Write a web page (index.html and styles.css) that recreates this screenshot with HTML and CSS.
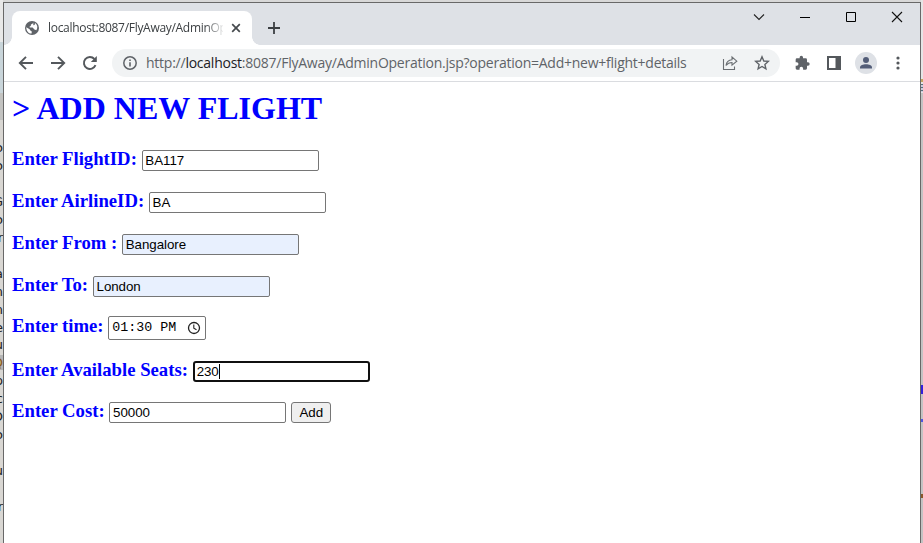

* * *

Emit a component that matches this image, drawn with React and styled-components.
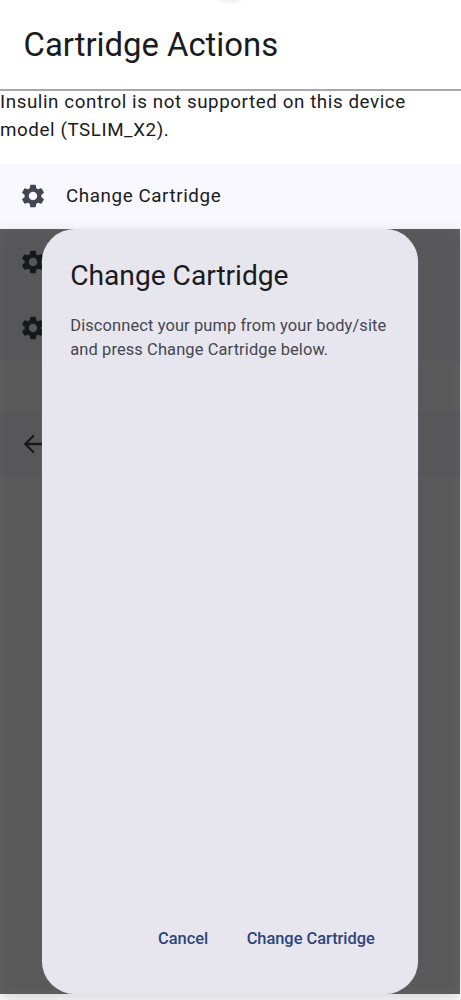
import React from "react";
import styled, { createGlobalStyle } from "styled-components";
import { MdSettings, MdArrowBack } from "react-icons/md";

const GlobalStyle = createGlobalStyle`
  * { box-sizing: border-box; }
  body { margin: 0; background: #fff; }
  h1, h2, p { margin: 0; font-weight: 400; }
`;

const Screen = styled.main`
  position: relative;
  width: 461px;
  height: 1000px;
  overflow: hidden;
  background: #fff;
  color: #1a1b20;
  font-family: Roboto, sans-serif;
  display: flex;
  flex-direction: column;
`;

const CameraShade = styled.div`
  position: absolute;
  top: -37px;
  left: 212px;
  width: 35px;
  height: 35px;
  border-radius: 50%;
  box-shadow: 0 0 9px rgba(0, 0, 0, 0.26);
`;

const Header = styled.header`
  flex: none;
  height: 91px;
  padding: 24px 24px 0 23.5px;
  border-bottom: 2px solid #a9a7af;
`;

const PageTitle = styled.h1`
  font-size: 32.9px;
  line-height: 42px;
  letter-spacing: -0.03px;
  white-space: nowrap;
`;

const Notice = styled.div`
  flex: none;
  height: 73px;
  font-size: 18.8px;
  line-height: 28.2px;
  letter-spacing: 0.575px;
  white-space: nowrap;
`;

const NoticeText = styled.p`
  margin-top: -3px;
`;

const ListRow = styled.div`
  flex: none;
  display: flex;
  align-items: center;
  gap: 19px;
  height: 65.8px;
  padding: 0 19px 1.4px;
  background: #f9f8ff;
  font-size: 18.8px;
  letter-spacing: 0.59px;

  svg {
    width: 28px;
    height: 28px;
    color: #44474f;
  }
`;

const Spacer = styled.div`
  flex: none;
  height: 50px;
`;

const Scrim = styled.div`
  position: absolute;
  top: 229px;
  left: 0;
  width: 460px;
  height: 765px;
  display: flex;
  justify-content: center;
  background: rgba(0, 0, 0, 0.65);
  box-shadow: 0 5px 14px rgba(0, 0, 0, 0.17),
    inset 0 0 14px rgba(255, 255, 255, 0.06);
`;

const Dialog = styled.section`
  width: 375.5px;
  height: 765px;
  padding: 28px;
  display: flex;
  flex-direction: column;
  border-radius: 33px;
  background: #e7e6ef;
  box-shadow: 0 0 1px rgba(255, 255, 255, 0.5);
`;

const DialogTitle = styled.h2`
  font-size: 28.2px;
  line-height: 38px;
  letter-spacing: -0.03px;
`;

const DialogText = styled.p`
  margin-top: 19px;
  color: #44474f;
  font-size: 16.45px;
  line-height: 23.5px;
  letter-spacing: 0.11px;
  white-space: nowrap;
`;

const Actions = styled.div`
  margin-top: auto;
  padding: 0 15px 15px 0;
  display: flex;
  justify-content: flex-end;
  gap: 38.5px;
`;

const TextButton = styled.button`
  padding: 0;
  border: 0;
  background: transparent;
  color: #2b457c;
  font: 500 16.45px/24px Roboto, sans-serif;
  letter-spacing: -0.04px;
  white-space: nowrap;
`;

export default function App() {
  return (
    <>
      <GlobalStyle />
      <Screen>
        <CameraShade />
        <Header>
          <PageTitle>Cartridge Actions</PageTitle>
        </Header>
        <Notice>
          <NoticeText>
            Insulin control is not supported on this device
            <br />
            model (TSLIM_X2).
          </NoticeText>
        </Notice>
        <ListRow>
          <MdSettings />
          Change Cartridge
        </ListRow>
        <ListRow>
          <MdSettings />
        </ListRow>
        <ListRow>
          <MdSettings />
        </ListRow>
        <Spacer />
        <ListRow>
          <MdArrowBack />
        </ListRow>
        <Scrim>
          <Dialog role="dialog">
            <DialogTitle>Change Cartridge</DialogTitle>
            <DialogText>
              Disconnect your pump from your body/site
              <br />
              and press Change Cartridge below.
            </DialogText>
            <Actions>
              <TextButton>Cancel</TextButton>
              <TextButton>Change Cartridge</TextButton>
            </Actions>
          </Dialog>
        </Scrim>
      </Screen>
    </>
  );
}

- PROBLEM DESCRIPTION: Determine the number of lines in the entries above where the string "this" appears. Answer with the number alone.

- ANSWER TO THE PROBLEM: 3